## RECORDS TO PROCESS

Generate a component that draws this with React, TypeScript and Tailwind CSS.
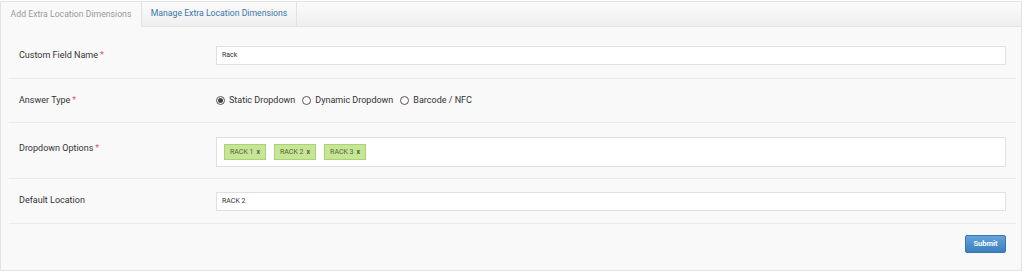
==
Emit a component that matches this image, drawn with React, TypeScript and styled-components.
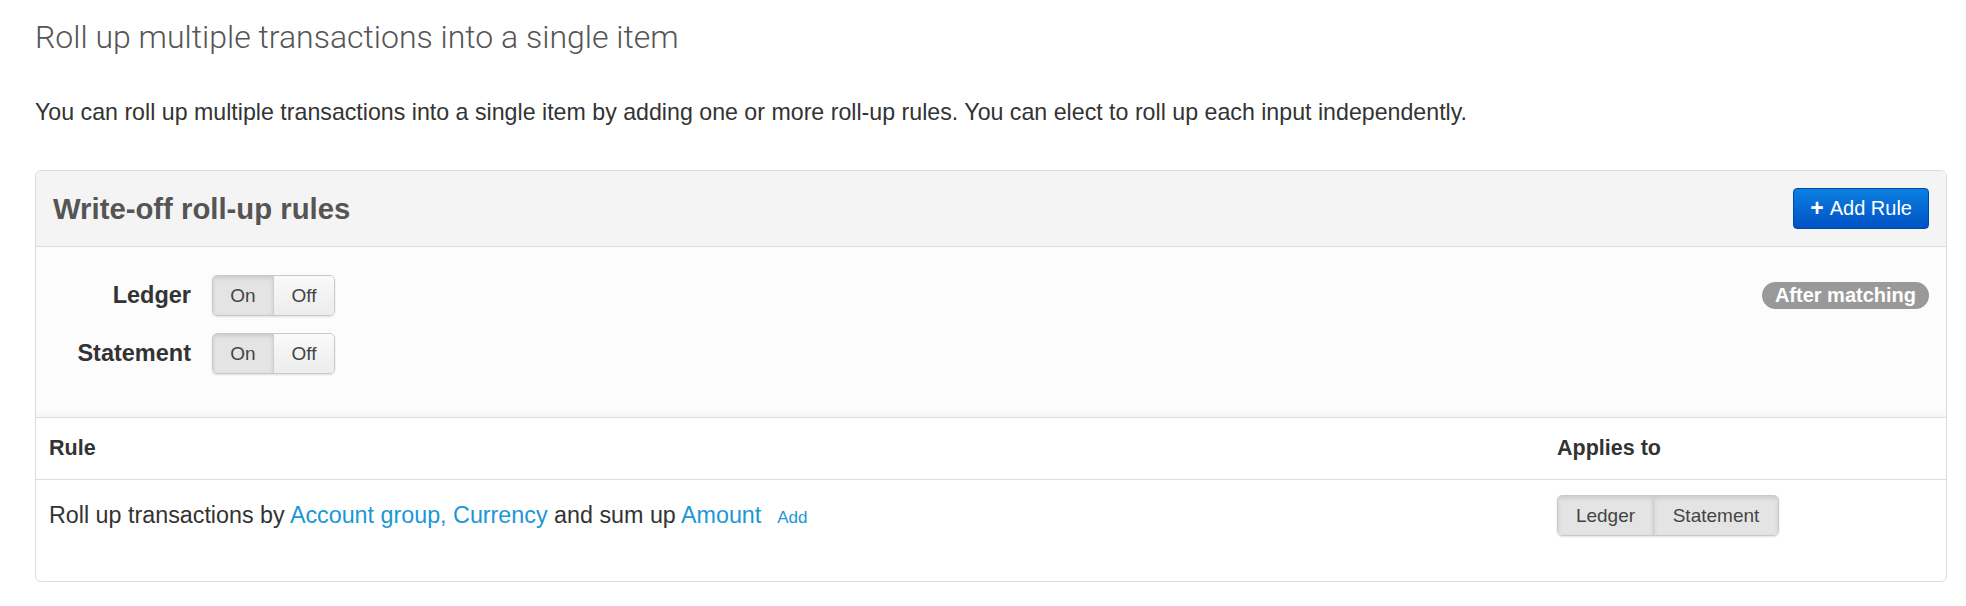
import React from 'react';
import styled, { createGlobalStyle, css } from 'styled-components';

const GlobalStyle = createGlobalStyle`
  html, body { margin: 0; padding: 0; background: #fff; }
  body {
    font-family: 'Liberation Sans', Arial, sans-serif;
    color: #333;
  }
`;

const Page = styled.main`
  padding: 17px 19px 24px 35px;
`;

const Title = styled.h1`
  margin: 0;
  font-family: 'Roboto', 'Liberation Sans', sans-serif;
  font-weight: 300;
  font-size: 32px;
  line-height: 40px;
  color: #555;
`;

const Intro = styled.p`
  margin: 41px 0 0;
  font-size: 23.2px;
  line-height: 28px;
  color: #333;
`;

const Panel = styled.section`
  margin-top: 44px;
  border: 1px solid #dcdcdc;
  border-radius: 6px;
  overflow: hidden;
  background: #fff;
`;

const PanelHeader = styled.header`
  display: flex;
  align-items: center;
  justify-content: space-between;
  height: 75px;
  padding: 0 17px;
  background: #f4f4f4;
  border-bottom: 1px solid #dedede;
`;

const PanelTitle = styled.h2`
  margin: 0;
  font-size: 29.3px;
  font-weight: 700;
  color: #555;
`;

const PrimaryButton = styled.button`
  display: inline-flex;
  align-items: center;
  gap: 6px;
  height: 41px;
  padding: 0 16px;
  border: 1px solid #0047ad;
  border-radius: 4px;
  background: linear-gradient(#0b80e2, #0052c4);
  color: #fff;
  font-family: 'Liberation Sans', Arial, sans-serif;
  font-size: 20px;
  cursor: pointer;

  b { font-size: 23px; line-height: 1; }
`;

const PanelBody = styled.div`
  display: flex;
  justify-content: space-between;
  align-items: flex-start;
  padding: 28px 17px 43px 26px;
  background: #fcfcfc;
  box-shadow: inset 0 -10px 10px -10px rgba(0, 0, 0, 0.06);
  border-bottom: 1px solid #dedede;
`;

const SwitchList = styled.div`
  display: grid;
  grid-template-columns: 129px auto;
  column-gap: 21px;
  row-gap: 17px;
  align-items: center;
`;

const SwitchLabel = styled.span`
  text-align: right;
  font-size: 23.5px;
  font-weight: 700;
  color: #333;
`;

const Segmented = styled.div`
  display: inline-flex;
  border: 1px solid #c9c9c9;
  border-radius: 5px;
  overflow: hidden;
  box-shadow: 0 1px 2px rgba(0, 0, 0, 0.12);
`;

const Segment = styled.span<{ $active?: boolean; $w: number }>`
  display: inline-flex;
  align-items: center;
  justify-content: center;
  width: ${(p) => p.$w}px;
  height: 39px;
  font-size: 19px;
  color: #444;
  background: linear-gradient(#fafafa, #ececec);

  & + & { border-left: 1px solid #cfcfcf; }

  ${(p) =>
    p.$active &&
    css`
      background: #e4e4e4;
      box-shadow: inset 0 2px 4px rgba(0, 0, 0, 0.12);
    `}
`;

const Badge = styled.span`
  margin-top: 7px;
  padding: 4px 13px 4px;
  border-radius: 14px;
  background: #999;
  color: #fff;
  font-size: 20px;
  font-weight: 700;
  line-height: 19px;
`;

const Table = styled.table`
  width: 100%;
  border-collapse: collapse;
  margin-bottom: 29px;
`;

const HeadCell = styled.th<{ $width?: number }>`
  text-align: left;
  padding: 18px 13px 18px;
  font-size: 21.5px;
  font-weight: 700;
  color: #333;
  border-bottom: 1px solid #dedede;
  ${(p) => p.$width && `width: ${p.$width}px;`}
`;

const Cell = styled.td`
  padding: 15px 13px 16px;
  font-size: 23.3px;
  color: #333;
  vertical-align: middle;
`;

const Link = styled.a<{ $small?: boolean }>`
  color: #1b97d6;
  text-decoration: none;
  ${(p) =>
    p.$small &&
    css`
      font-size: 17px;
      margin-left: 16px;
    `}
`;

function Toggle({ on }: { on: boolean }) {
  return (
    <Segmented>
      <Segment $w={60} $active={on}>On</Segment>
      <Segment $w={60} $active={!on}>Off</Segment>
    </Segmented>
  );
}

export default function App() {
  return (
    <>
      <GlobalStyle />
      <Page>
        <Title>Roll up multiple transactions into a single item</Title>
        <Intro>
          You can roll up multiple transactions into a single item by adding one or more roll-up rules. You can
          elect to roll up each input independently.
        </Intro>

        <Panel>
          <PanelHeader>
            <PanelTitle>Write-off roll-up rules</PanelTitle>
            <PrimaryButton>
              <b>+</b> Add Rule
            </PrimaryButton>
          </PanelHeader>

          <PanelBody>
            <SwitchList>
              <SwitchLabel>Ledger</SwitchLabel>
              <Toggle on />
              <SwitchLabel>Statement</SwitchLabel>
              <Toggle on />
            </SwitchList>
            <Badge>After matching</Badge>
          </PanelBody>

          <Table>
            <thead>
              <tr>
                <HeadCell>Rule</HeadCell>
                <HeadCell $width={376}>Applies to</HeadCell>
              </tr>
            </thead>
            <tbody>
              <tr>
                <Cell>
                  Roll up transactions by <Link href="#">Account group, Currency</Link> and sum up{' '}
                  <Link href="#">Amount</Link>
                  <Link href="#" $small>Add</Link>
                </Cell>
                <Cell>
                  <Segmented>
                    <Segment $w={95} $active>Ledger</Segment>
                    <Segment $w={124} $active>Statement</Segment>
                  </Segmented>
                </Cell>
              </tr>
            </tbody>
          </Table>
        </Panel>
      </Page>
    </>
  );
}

## SHORT TASK
Select every line where the word "React" occurs.

## WRITTEN ANSWER
Generate a component that draws this with React, TypeScript and Tailwind CSS.
Emit a component that matches this image, drawn with React, TypeScript and styled-components.
import React from 'react';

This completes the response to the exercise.